Oligonucleotides are a promising class of therapeutics that are now used clinically for different indications, but during the last 30 years clinical successes have been balanced with numerous setbacks. At the end of 2017, only six oligonucleotide therapies had been approved by the FDA, some of which are no longer commercialised. However, we saw a growing interest of the pharma companies for oligonucleotide drugs in the last few years, thanks to promising clinical results.
As a Contract Research Organisation (CRO), Quality Assistance is currently involved in different oligonucleotide projects. As an analytical services provider, we solely focus on the analytical characterisation of oligonucleotides and on the development and validation of methods that will eventually be applied for the routine analysis of the drug substance and drug product or for bioanalytical studies in a GMP/GLP environment.

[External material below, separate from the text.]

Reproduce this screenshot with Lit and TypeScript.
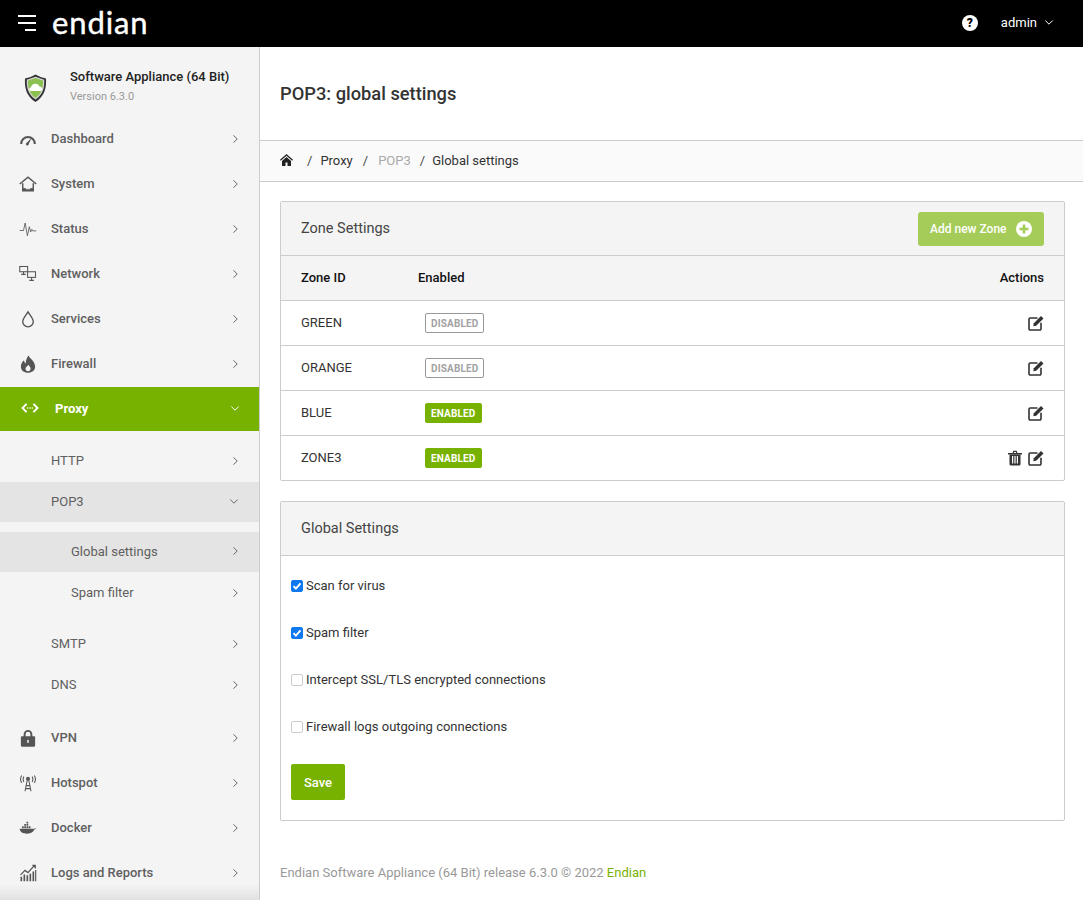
import { LitElement, html, css, svg } from "lit";
import { customElement } from "lit/decorators.js";

const ic = (body: unknown, vb = "0 0 24 24") =>
  html`<svg class="ico" viewBox="${vb}" width="18" height="18" aria-hidden="true">${body}</svg>`;

const icons: Record<string, unknown> = {
  dash: ic(svg`<path d="M1.500 18.500a10.500 10.500 0 0 1 21 0h-2.800a7.700 7.700 0 0 0-15.400 0z" fill="#555"/><path d="M10.300 17l6.400-6.200-3.700 7.800a1.900 1.900 0 1 1-2.700-1.600z" fill="#555"/>`),
  home: ic(svg`<path d="M1 12L12 3l11 9" fill="none" stroke="#555" stroke-width="1.900"/><path d="M5 11v10h14V11" fill="none" stroke="#555" stroke-width="1.900"/><path d="M5 17.500h14v3.500H5z" fill="#555"/><path d="M9 17.500h6V19H9z" fill="#f4f4f4"/>`),
  status: ic(svg`<path d="M1 14h5l2.200-10 3 17 2.600-12 1.700 7 1.600-3.500 1.200 2H23" fill="none" stroke="#555" stroke-width="1.100"/>`),
  net: ic(svg`<g fill="none" stroke="#555" stroke-width="1.400"><rect x="1" y="2" width="10.500" height="7"/><path d="M6 9v3M3 12.500h6"/><rect x="11.500" y="9" width="10.500" height="7.500" fill="#f4f4f4"/><path d="M16.800 16.500v3.500M13.800 20.500h6"/></g>`),
  drop: ic(svg`<path d="M12 2.500c3 5 7 8.500 7 13a7 7 0 0 1-14 0c0-4.500 4-8 7-13z" fill="none" stroke="#555" stroke-width="1.800"/>`),
  fire: ic(svg`<path d="M12.800 .5c1 4 8.700 7 8.700 15 0 5-4.300 8-9.500 8s-9.500-3-9.500-8c0-3.800 1.700-6.300 4.200-8.500.2 2 .8 3.500 2.200 4.200.2-4 1.300-7.700 3.900-10.700zM12 21.500c2 0 3.500-1.300 3.500-3.300 0-2-1.800-3.200-3-5.200-1.300 2-3.800 3.200-3.800 5.200s1.300 3.300 3.300 3.300z" fill="#555" fill-rule="evenodd"/>`),
  proxy: ic(svg`<path d="M7.500 6.500L2 12l5.500 5.500M16.500 6.500L22 12l-5.500 5.500" fill="none" stroke="#fff" stroke-width="2.600"/><circle cx="9" cy="12" r="1.100" fill="#fff"/><circle cx="12" cy="12" r="1.100" fill="#fff"/><circle cx="15" cy="12" r="1.100" fill="#fff"/>`),
  lock: ic(svg`<path d="M7.500 11V7a4.500 4.500 0 0 1 9 0v4" fill="none" stroke="#555" stroke-width="2.600"/><rect x="2.500" y="9.500" width="19" height="14" rx="1.500" fill="#555"/><rect x="11" y="14.500" width="2" height="4" fill="#f4f4f4"/>`),
  hotspot: ic(svg`<g fill="none" stroke="#555" stroke-width="1.400"><path d="M3.500 2a10 10 0 0 0 0 10M6.500 3.500a7 7 0 0 0 0 7M20.500 2a10 10 0 0 1 0 10M17.500 3.500a7 7 0 0 1 0 7"/><path d="M10.800 9L8 23M13.200 9L16 23M9.500 15.500h5M8.700 19.500h6.600"/></g><circle cx="12" cy="6.500" r="2.700" fill="#555"/>`),
  docker: ic(svg`<path d="M1 13h19c1 0 1.800-.8 3-1-.3 1-1.500 1.600-2.500 2-1.500 3.500-4.500 5.500-9.500 5.500-6 0-9.700-2-10-6.500z" fill="#555"/><path d="M4 9.500h2.300v2.800H4zM7 9.500h2.300v2.800H7zM10 9.500h2.300v2.800H10zM13 9.500h2.300v2.800H13zM7 6.500h2.300v2.500H7zM10 6.500h2.300v2.500H10zM10 3.500h2.300V6H10z" fill="#555"/>`),
  logs: ic(svg`<path d="M2 14.500l6-6 4 3 8-9" fill="none" stroke="#555" stroke-width="1.700"/><path d="M17 1h5.500v5.500z" fill="#555"/><path d="M2 17h2.200v6H2zM6 14h2.200v9H6zM10 15h2.200v8H10zM14 13h2.200v10H14zM18 10h2.200v13H18zM21.500 8h1.500v15h-1.500z" fill="#555"/>`),
};

const chev = (d: "r" | "d", color = "#666") =>
  d === "r"
    ? html`<svg class="chev" width="7" height="10" viewBox="0 0 7 10"><path d="M1.500 1.300l3.700 3.700-3.700 3.700" fill="none" stroke="${color}" stroke-width="1"/></svg>`
    : html`<svg class="chev" width="10" height="7" viewBox="0 0 10 7"><path d="M1.300 1.500l3.700 3.700 3.700-3.700" fill="none" stroke="${color}" stroke-width="1"/></svg>`;

const editIcon = html`<svg width="16" height="16" viewBox="0 0 16 16"><path d="M9.500 3H2.200A1.200 1.200 0 0 0 1 4.200v9.600A1.200 1.200 0 0 0 2.200 15h9.600a1.200 1.200 0 0 0 1.200-1.200V7.800" fill="none" stroke="#333" stroke-width="1.600"/><path d="M5.800 8.300L13 1l2.500 2.500-7.300 7.300-2.900.5z" fill="#333"/></svg>`;
const trashIcon = html`<svg width="14" height="16" viewBox="0 0 14 16"><path d="M0 3h14v1.400H0zM4.500 3l.8-2.200h3.400L9.500 3H8.200l-.3-.9H6.100l-.3.900z" fill="#333"/><path d="M1.500 4.400h11V14a1.600 1.600 0 0 1-1.600 1.600H3.100A1.600 1.600 0 0 1 1.500 14z" fill="#333"/><path d="M4 6h1.200v7.600H4zM6.400 6h1.200v7.600H6.400zM8.800 6H10v7.600H8.800z" fill="#fff"/></svg>`;

const top = [
  ["Dashboard", "dash"], ["System", "home"], ["Status", "status"], ["Network", "net"], ["Services", "drop"], ["Firewall", "fire"],
];
const bottom = [["VPN", "lock"], ["Hotspot", "hotspot"], ["Docker", "docker"], ["Logs and Reports", "logs"]];

@customElement("app-root")
export class AppRoot extends LitElement {
  static styles = css`
    :host { display: block; font-family: Roboto, "Liberation Sans", sans-serif; font-size: 13px; color: #333; height: 900px; overflow: hidden; background: #fff; }
    * { box-sizing: border-box; }
    .topbar { height: 47px; background: #000; color: #fff; display: flex; align-items: center; padding: 0 29px 2px 18px; }
    .burger { display: flex; flex-direction: column; gap: 5px; align-items: flex-end; width: 18px; margin-right: 16px; }
    .burger i { display: block; height: 2px; background: #fff; width: 18px; }
    .burger i:last-child { width: 11px; }
    .logo { font-family: Lato, sans-serif; font-size: 31px; font-weight: 400; letter-spacing: .9px; line-height: 1; color: #fff; -webkit-text-stroke: .4px #fff; }
    .spacer { flex: 1; }
    .help { width: 16px; height: 16px; border-radius: 50%; background: #fff; color: #000; font-size: 12px; font-weight: 900; display: flex; align-items: center; justify-content: center; margin-right: 23px; }
    .admin { font-size: 13px; font-weight: 400; display: flex; align-items: center; gap: 7px; }
    .shell { display: grid; grid-template-columns: 260px 1fr; height: 853px; }
    .side { background: #f4f4f4; border-right: 1px solid #ccc; position: relative; overflow: hidden; }
    .side::after { content: ""; position: absolute; left: 0; right: 0; bottom: 0; height: 16px; background: linear-gradient(rgba(0,0,0,0), rgba(0,0,0,.08)); }
    .brand { height: 69px; display: flex; padding: 14px 0 0 24px; gap: 23px; }
    .brand svg { margin-top: 13px; flex: none; }
    .brand b { display: block; font-weight: 500; font-size: 13px; color: #222; line-height: 16px; margin-top: 8px; }
    .brand small { display: block; font-size: 11px; color: #999; line-height: 16px; margin-top: 4px; }
    .item { height: 45px; display: flex; align-items: center; padding: 0 20px 0 19px; color: #5f5f5f; font-weight: 500; }
    .ico { flex: none; margin-right: 14px; width: 18px; height: 18px; }
    .item span, .sub span { flex: 1; }
    .item.active { background: #78b200; color: #fff; font-weight: 700; height: 44px; margin-top: 1px; padding-bottom: 2px; }
    .item.active .ico { margin-left: 2px; margin-right: 16px; }
    .item.active .chev { margin-right: -1px; }
    .subs { padding: 9px 0 10px; }
    .sub { height: 41px; display: flex; align-items: center; padding: 0 20px 0 51px; color: #5f5f5f; }
    .sub.open, .sub.sel { background: #e4e4e4; height: 40px; margin-top: 1px; padding-bottom: 2px; }
    .subs2 { padding: 9px 0 10px; }
    .sub.l2 { padding-left: 71px; }
    .main { display: flex; flex-direction: column; min-width: 0; }
    .title { height: 94px; border-bottom: 1px solid #ccc; padding: 35px 20px 0 20px; font-size: 18.300px; font-weight: 500; color: #333; line-height: 24px; }
    .crumbs { height: 41px; border-bottom: 1px solid #ccc; background: #fafafa; display: flex; align-items: center; padding: 0 20px 2px; color: #333; }
    .crumbs svg { margin-right: 14px; }
    .crumbs .s { margin-right: 8px; color: #444; }
    .crumbs .t { margin-right: 10px; }
    .crumbs .m { color: #aaa; margin: 0 9px 0 2px; }
    .crumbs .s.last { margin-right: 7px; }
    .content { padding: 19px 18px 0 20px; flex: 1; display: flex; flex-direction: column; gap: 20px; }
    .card { border: 1px solid #ccc; border-radius: 2px; background: #fff; }
    .card-h { height: 54px; background: #f4f4f4; border-bottom: 1px solid #ccc; display: flex; align-items: center; justify-content: space-between; padding: 0 20px; font-size: 14.500px; color: #444; }
    .add { height: 34px; width: 126px; border-radius: 3px; background: #a5cc58; color: #fff; border: 0; font: inherit; font-size: 12px; display: flex; align-items: center; justify-content: space-between; padding: 0 12px; font-weight: 500; }
    .row { height: 45px; display: grid; grid-template-columns: 124px 1fr auto; align-items: center; padding: 0 20px; border-bottom: 1px solid #ccc; color: #333; }
    .row:last-child { border-bottom: 0; height: 44px; }
    .row > .name { padding-bottom: 2px; }
    .row.head { background: #f4f4f4; color: #111; font-weight: 500; font-size: 13px; }
    .row.head span { padding-bottom: 2px; }
    .row.head span:nth-child(2) { margin-left: -7px; }
    .badge { display: inline-block; font-size: 10px; font-weight: 700; line-height: 19px; height: 20px; border-radius: 2px; padding: 0 5px; letter-spacing: .15px; }
    .badge.off { border: 1px solid #999; color: #a3a3a3; width: 59px; }
    .badge.on { background: #78b200; color: #fff; border: 1px solid #78b200; width: 57px; }
    .acts { display: flex; gap: 6px; align-items: center; padding-bottom: 1px; }
    .acts svg { display: block; }
    .form { padding: 6px 10px 20px; }
    .check { height: 47px; display: flex; align-items: center; gap: 3px; color: #333; }
    .box { width: 12px; height: 12px; border-radius: 2px; border: 1px solid #ccc; background: #fff; display: flex; align-items: center; justify-content: center; }
    .box.on { background: #0f78f0; border-color: #0f78f0; }
    .save { display: block; margin-top: 14px; width: 54px; height: 36px; border: 0; border-radius: 2px; background: #78b200; color: #fff; font: inherit; font-size: 13px; font-weight: 500; }
    footer { margin-top: auto; padding-bottom: 20px; color: #999; font-size: 13px; }
    footer a { color: #78b200; text-decoration: none; }
  `;

  private item = (n: string[]) => html`<div class="item">${icons[n[1]]}<span>${n[0]}</span>${chev("r")}</div>`;
  private zone(name: string, on: boolean, del = false) {
    return html`<div class="row"><span class="name">${name}</span><span><span class="badge ${on ? "on" : "off"}">${on ? "ENABLED" : "DISABLED"}</span></span>
      <span class="acts">${del ? trashIcon : ""}${editIcon}</span></div>`;
  }
  private check(label: string, on: boolean) {
    return html`<label class="check"><span class="box ${on ? "on" : ""}">${on ? html`<svg width="10" height="10" viewBox="0 0 10 10"><path d="M1.500 5.200l2.400 2.400 4.600-5.200" fill="none" stroke="#fff" stroke-width="1.900"/></svg>` : ""}</span>${label}</label>`;
  }

  render() {
    return html`
      <header class="topbar">
        <div class="burger"><i></i><i></i><i></i></div>
        <div class="logo">endian</div>
        <div class="spacer"></div>
        <div class="help">?</div>
        <div class="admin">admin ${chev("d", "#fff")}</div>
      </header>
      <div class="shell">
        <aside class="side">
          <div class="brand">
            <svg width="23" height="29" viewBox="0 0 23 29"><path d="M11.500 .5l5 2.500 5.500 1.500c.5 9-1 17.500-10.500 23.500C2 22 .5 13.500 1 4.500L6.500 3z" fill="#333"/><path d="M11.500 2.700l8.700 3c.3 7.500-1 14.500-8.700 19.800C3.800 20.200 2.500 13.200 2.800 5.700z" fill="#d8d8d8"/><path d="M11.500 4l7.500 2.600c.2 6.800-1 13-7.500 17.400C5 19.600 3.800 13.400 4 6.600z" fill="#8cc152"/><path d="M5.800 17a2.300 2.300 0 0 1 1.200-3.800 4.500 4.500 0 0 1 8.600-.4A2.300 2.300 0 0 1 17.200 17z" fill="#fff"/></svg>
            <div><b>Software Appliance (64 Bit)</b><small>Version 6.3.0</small></div>
          </div>
          ${top.map(this.item)}
          <div class="item active">${icons.proxy}<span>Proxy</span>${chev("d", "#fff")}</div>
          <div class="subs">
            <div class="sub"><span>HTTP</span>${chev("r")}</div>
            <div class="sub open"><span>POP3</span>${chev("d")}</div>
            <div class="subs2">
              <div class="sub l2 sel"><span>Global settings</span>${chev("r")}</div>
              <div class="sub l2"><span>Spam filter</span>${chev("r")}</div>
            </div>
            <div class="sub"><span>SMTP</span>${chev("r")}</div>
            <div class="sub"><span>DNS</span>${chev("r")}</div>
          </div>
          ${bottom.map(this.item)}
        </aside>
        <main class="main">
          <div class="title">POP3: global settings</div>
          <nav class="crumbs">
            <svg width="13" height="12" viewBox="0 0 13 12"><path d="M6.500 0L0 5.800l.8.900L6.500 1.700l5.700 5 .8-.9z" fill="#222"/><path d="M6.500 3L2 7v5h3.500V8.500h2V12H11V7z" fill="#222"/></svg>
            <span class="s">/</span><span class="t">Proxy</span><span class="s">/</span><span class="m">POP3</span><span class="s last">/</span><span>Global settings</span>
          </nav>
          <div class="content">
            <section class="card">
              <div class="card-h"><span>Zone Settings</span>
                <button class="add">Add new Zone <svg width="16" height="16" viewBox="0 0 16 16"><circle cx="8" cy="8" r="8" fill="#fff"/><path d="M3.500 6.700h9v2.600h-9zM6.700 3.500h2.600v9H6.700z" fill="#a5cc58"/></svg></button>
              </div>
              <div class="row head"><span>Zone ID</span><span>Enabled</span><span>Actions</span></div>
              ${this.zone("GREEN", false)}
              ${this.zone("ORANGE", false)}
              ${this.zone("BLUE", true)}
              ${this.zone("ZONE3", true, true)}
            </section>
            <section class="card">
              <div class="card-h"><span>Global Settings</span></div>
              <div class="form">
                ${this.check("Scan for virus", true)}
                ${this.check("Spam filter", true)}
                ${this.check("Intercept SSL/TLS encrypted connections", false)}
                ${this.check("Firewall logs outgoing connections", false)}
                <button class="save">Save</button>
              </div>
            </section>
            <footer>Endian Software Appliance (64 Bit) release 6.3.0 © 2022 <a>Endian</a></footer>
          </div>
        </main>
      </div>
    `;
  }
}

Though less complex than recombinant proteins, oligonucleotides represent a serious challenge in terms of analytical characterisation compared to small molecule drugs. Due to their structure, the modifications done to improve the stability of the molecule and the complex pattern of process and product-related impurities, a wide range of analytical techniques must be applied. Moreover, complex systems are now used to improve the delivery of oligonucleotides, such as liposomes or polymeric nanoparticles, which adds a level of complexity in the analytical characterisation. Oligonucleotides conjugated to lipids, glycans or monoclonal antibodies are also under development.
The analytical package required for the testing of therapeutic oligonucleotides includes techniques such as LC/UV, LC/MS, NMR, circular dichroism, capillary electrophoresis, UV spectroscopy, ICP, etc. For LC-based techniques, orthogonal separation modes are often required to get a full overview of all the variants that may be present, including reversed-phase, ionexchange or HILIC. Whereas the analytical techniques available for the characterisation of peptide and protein drugs are constantly improving, less focus is put on the development of new strategies for oligonucleotide analysis.
During the last couple of years, we worked on the development of analytical methods dedicated to oligonucleotides. A part of this work focused on the optimisation of existing LC-based methods, using improved stationary phases and combining different column chemistries to get a complete view of all the variants that can be present in the final product. Mass detection was implemented in routine to bring an additional level of specificity to these methods. Our expertise in high-resolution mass spectrometry was also used for fine characterisation studies and sequencing.
Other techniques that are less common in the field of oligonucleotide analysis can also be used, and this is the case of ICP/MS. An innovative method was developed to determine the P=O to P=S ratio in phosphorothioate oligonucleotides, as an efficient and GMP-compliant alternative to NMR spectroscopy. ICP/MS can also be used for the absolute quantification of the oligonucleotide based on the phosphorus content, without the need for a reference standard.
With the growing number of oligonucleotides in development and the increasing complexity of these products, we can expect that the demand for such innovative approaches will be high in the years to come.